[What you need to do]
Transcribe the records that follow. Keep every word exactly, and drop the pictures.

[Supplied records]

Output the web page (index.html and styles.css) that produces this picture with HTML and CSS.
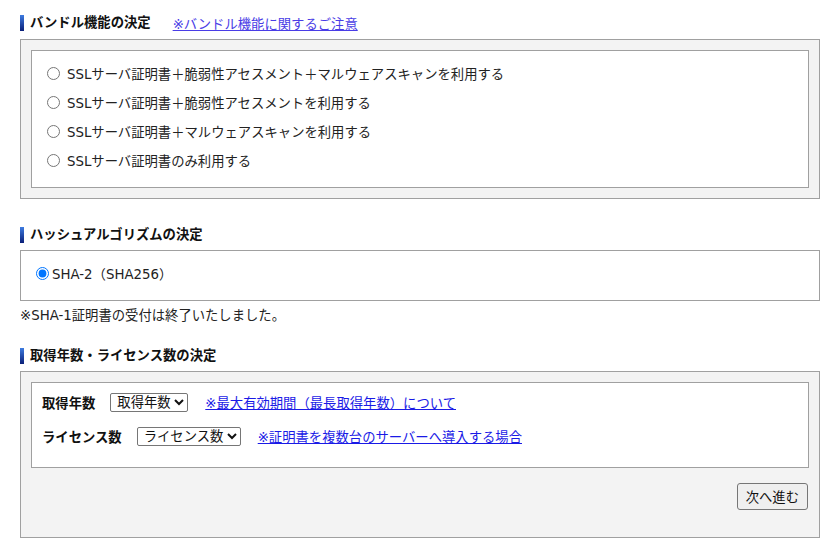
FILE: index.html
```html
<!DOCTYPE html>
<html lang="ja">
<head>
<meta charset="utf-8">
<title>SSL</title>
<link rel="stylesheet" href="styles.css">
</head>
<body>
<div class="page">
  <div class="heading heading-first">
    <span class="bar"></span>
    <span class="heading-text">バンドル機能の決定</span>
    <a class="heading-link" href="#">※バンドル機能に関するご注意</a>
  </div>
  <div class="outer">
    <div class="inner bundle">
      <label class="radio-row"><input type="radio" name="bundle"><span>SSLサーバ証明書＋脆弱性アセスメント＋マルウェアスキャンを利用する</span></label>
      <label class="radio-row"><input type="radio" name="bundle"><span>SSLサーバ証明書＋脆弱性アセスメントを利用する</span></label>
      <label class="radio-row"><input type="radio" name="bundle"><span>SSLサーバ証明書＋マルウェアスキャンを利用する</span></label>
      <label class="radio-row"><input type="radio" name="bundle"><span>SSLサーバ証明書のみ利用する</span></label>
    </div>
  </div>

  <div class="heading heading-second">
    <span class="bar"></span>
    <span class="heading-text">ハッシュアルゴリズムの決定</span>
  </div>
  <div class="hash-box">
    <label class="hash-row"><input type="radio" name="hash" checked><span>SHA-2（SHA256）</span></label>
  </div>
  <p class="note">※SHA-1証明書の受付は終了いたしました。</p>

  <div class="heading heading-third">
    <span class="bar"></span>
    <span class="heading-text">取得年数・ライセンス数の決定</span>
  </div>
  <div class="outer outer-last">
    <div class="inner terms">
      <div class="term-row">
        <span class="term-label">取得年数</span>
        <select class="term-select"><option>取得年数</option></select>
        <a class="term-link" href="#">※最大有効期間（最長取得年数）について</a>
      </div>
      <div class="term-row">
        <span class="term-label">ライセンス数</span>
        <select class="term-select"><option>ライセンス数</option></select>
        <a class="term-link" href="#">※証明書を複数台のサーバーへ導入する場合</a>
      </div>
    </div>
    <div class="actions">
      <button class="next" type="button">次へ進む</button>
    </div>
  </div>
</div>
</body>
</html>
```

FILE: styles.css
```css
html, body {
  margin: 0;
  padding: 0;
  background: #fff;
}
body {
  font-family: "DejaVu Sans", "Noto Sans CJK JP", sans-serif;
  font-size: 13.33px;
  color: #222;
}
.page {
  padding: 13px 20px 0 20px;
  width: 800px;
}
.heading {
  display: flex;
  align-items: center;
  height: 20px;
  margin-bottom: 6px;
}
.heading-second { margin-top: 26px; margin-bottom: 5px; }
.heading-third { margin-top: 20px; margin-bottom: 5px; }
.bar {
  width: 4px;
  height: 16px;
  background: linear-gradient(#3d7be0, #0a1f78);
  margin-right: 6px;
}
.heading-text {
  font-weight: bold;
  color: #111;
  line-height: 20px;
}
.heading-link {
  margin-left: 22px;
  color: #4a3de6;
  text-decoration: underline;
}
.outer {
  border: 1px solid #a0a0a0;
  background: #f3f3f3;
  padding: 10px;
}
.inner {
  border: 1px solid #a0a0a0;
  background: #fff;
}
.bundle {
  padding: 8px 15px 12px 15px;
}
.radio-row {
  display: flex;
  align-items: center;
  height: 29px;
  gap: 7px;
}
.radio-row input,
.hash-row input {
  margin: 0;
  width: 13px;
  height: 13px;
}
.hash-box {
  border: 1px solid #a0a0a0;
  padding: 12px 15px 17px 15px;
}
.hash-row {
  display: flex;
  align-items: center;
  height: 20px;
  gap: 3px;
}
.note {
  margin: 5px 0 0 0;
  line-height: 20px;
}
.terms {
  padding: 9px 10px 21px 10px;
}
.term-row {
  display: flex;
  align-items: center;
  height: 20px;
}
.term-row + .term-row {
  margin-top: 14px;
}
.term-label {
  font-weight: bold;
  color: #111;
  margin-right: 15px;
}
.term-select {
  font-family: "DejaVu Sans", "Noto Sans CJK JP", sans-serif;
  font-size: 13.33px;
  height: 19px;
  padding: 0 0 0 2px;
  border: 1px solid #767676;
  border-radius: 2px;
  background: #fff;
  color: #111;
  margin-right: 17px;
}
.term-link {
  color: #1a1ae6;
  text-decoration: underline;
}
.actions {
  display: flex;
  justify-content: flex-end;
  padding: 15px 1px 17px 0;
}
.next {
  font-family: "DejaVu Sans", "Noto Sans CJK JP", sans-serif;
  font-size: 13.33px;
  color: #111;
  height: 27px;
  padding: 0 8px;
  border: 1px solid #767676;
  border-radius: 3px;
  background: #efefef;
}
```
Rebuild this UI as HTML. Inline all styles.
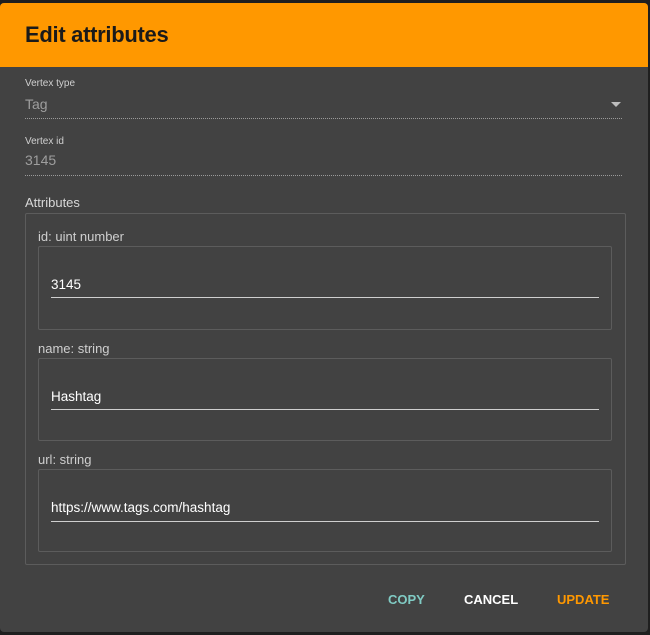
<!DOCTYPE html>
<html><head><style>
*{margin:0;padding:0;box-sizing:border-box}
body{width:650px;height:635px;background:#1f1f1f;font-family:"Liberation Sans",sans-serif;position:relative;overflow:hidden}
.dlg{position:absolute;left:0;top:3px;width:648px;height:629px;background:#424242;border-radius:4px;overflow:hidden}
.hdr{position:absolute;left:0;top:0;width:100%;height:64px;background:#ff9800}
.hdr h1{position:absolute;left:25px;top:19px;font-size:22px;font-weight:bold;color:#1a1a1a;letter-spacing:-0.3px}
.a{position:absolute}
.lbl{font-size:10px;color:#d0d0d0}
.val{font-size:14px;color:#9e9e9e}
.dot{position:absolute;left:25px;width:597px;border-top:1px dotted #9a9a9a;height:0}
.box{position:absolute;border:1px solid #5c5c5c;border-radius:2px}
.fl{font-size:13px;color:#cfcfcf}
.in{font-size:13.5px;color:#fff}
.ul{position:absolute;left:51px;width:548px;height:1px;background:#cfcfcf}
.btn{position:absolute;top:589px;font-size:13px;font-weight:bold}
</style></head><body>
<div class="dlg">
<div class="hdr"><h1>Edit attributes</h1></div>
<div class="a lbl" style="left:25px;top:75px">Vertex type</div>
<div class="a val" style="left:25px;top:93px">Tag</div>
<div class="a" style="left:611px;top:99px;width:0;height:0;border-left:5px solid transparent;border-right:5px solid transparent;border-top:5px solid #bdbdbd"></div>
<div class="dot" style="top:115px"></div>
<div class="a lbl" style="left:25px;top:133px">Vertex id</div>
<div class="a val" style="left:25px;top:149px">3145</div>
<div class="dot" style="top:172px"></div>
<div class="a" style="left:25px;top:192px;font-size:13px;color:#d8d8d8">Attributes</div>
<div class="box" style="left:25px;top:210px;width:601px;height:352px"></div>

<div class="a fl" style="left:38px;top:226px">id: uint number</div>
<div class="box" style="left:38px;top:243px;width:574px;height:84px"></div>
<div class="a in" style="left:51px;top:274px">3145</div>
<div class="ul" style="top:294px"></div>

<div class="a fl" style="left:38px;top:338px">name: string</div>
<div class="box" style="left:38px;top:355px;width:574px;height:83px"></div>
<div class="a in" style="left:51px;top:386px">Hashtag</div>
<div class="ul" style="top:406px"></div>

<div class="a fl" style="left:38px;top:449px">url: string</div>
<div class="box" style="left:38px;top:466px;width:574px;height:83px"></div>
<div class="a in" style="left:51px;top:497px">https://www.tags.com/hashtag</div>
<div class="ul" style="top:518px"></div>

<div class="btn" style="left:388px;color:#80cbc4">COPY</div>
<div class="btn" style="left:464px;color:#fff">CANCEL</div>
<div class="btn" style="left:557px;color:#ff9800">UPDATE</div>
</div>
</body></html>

[Response]
Output the web page (index.html and styles.css) that produces this picture with HTML and CSS.
FILE: index.html
```html
<!DOCTYPE html>
<html lang="ja">
<head>
<meta charset="utf-8">
<title>SSL</title>
<link rel="stylesheet" href="styles.css">
</head>
<body>
<div class="page">
  <div class="heading heading-first">
    <span class="bar"></span>
    <span class="heading-text">バンドル機能の決定</span>
    <a class="heading-link" href="#">※バンドル機能に関するご注意</a>
  </div>
  <div class="outer">
    <div class="inner bundle">
      <label class="radio-row"><input type="radio" name="bundle"><span>SSLサーバ証明書＋脆弱性アセスメント＋マルウェアスキャンを利用する</span></label>
      <label class="radio-row"><input type="radio" name="bundle"><span>SSLサーバ証明書＋脆弱性アセスメントを利用する</span></label>
      <label class="radio-row"><input type="radio" name="bundle"><span>SSLサーバ証明書＋マルウェアスキャンを利用する</span></label>
      <label class="radio-row"><input type="radio" name="bundle"><span>SSLサーバ証明書のみ利用する</span></label>
    </div>
  </div>

  <div class="heading heading-second">
    <span class="bar"></span>
    <span class="heading-text">ハッシュアルゴリズムの決定</span>
  </div>
  <div class="hash-box">
    <label class="hash-row"><input type="radio" name="hash" checked><span>SHA-2（SHA256）</span></label>
  </div>
  <p class="note">※SHA-1証明書の受付は終了いたしました。</p>

  <div class="heading heading-third">
    <span class="bar"></span>
    <span class="heading-text">取得年数・ライセンス数の決定</span>
  </div>
  <div class="outer outer-last">
    <div class="inner terms">
      <div class="term-row">
        <span class="term-label">取得年数</span>
        <select class="term-select"><option>取得年数</option></select>
        <a class="term-link" href="#">※最大有効期間（最長取得年数）について</a>
      </div>
      <div class="term-row">
        <span class="term-label">ライセンス数</span>
        <select class="term-select"><option>ライセンス数</option></select>
        <a class="term-link" href="#">※証明書を複数台のサーバーへ導入する場合</a>
      </div>
    </div>
    <div class="actions">
      <button class="next" type="button">次へ進む</button>
    </div>
  </div>
</div>
</body>
</html>
```

FILE: styles.css
```css
html, body {
  margin: 0;
  padding: 0;
  background: #fff;
}
body {
  font-family: "DejaVu Sans", "Noto Sans CJK JP", sans-serif;
  font-size: 13.33px;
  color: #222;
}
.page {
  padding: 13px 20px 0 20px;
  width: 800px;
}
.heading {
  display: flex;
  align-items: center;
  height: 20px;
  margin-bottom: 6px;
}
.heading-second { margin-top: 26px; margin-bottom: 5px; }
.heading-third { margin-top: 20px; margin-bottom: 5px; }
.bar {
  width: 4px;
  height: 16px;
  background: linear-gradient(#3d7be0, #0a1f78);
  margin-right: 6px;
}
.heading-text {
  font-weight: bold;
  color: #111;
  line-height: 20px;
}
.heading-link {
  margin-left: 22px;
  color: #4a3de6;
  text-decoration: underline;
}
.outer {
  border: 1px solid #a0a0a0;
  background: #f3f3f3;
  padding: 10px;
}
.inner {
  border: 1px solid #a0a0a0;
  background: #fff;
}
.bundle {
  padding: 8px 15px 12px 15px;
}
.radio-row {
  display: flex;
  align-items: center;
  height: 29px;
  gap: 7px;
}
.radio-row input,
.hash-row input {
  margin: 0;
  width: 13px;
  height: 13px;
}
.hash-box {
  border: 1px solid #a0a0a0;
  padding: 12px 15px 17px 15px;
}
.hash-row {
  display: flex;
  align-items: center;
  height: 20px;
  gap: 3px;
}
.note {
  margin: 5px 0 0 0;
  line-height: 20px;
}
.terms {
  padding: 9px 10px 21px 10px;
}
.term-row {
  display: flex;
  align-items: center;
  height: 20px;
}
.term-row + .term-row {
  margin-top: 14px;
}
.term-label {
  font-weight: bold;
  color: #111;
  margin-right: 15px;
}
.term-select {
  font-family: "DejaVu Sans", "Noto Sans CJK JP", sans-serif;
  font-size: 13.33px;
  height: 19px;
  padding: 0 0 0 2px;
  border: 1px solid #767676;
  border-radius: 2px;
  background: #fff;
  color: #111;
  margin-right: 17px;
}
.term-link {
  color: #1a1ae6;
  text-decoration: underline;
}
.actions {
  display: flex;
  justify-content: flex-end;
  padding: 15px 1px 17px 0;
}
.next {
  font-family: "DejaVu Sans", "Noto Sans CJK JP", sans-serif;
  font-size: 13.33px;
  color: #111;
  height: 27px;
  padding: 0 8px;
  border: 1px solid #767676;
  border-radius: 3px;
  background: #efefef;
}
```
Rebuild this UI as HTML. Inline all styles.
<!DOCTYPE html>
<html><head><style>
*{margin:0;padding:0;box-sizing:border-box}
body{width:650px;height:635px;background:#1f1f1f;font-family:"Liberation Sans",sans-serif;position:relative;overflow:hidden}
.dlg{position:absolute;left:0;top:3px;width:648px;height:629px;background:#424242;border-radius:4px;overflow:hidden}
.hdr{position:absolute;left:0;top:0;width:100%;height:64px;background:#ff9800}
.hdr h1{position:absolute;left:25px;top:19px;font-size:22px;font-weight:bold;color:#1a1a1a;letter-spacing:-0.3px}
.a{position:absolute}
.lbl{font-size:10px;color:#d0d0d0}
.val{font-size:14px;color:#9e9e9e}
.dot{position:absolute;left:25px;width:597px;border-top:1px dotted #9a9a9a;height:0}
.box{position:absolute;border:1px solid #5c5c5c;border-radius:2px}
.fl{font-size:13px;color:#cfcfcf}
.in{font-size:13.5px;color:#fff}
.ul{position:absolute;left:51px;width:548px;height:1px;background:#cfcfcf}
.btn{position:absolute;top:589px;font-size:13px;font-weight:bold}
</style></head><body>
<div class="dlg">
<div class="hdr"><h1>Edit attributes</h1></div>
<div class="a lbl" style="left:25px;top:75px">Vertex type</div>
<div class="a val" style="left:25px;top:93px">Tag</div>
<div class="a" style="left:611px;top:99px;width:0;height:0;border-left:5px solid transparent;border-right:5px solid transparent;border-top:5px solid #bdbdbd"></div>
<div class="dot" style="top:115px"></div>
<div class="a lbl" style="left:25px;top:133px">Vertex id</div>
<div class="a val" style="left:25px;top:149px">3145</div>
<div class="dot" style="top:172px"></div>
<div class="a" style="left:25px;top:192px;font-size:13px;color:#d8d8d8">Attributes</div>
<div class="box" style="left:25px;top:210px;width:601px;height:352px"></div>

<div class="a fl" style="left:38px;top:226px">id: uint number</div>
<div class="box" style="left:38px;top:243px;width:574px;height:84px"></div>
<div class="a in" style="left:51px;top:274px">3145</div>
<div class="ul" style="top:294px"></div>

<div class="a fl" style="left:38px;top:338px">name: string</div>
<div class="box" style="left:38px;top:355px;width:574px;height:83px"></div>
<div class="a in" style="left:51px;top:386px">Hashtag</div>
<div class="ul" style="top:406px"></div>

<div class="a fl" style="left:38px;top:449px">url: string</div>
<div class="box" style="left:38px;top:466px;width:574px;height:83px"></div>
<div class="a in" style="left:51px;top:497px">https://www.tags.com/hashtag</div>
<div class="ul" style="top:518px"></div>

<div class="btn" style="left:388px;color:#80cbc4">COPY</div>
<div class="btn" style="left:464px;color:#fff">CANCEL</div>
<div class="btn" style="left:557px;color:#ff9800">UPDATE</div>
</div>
</body></html>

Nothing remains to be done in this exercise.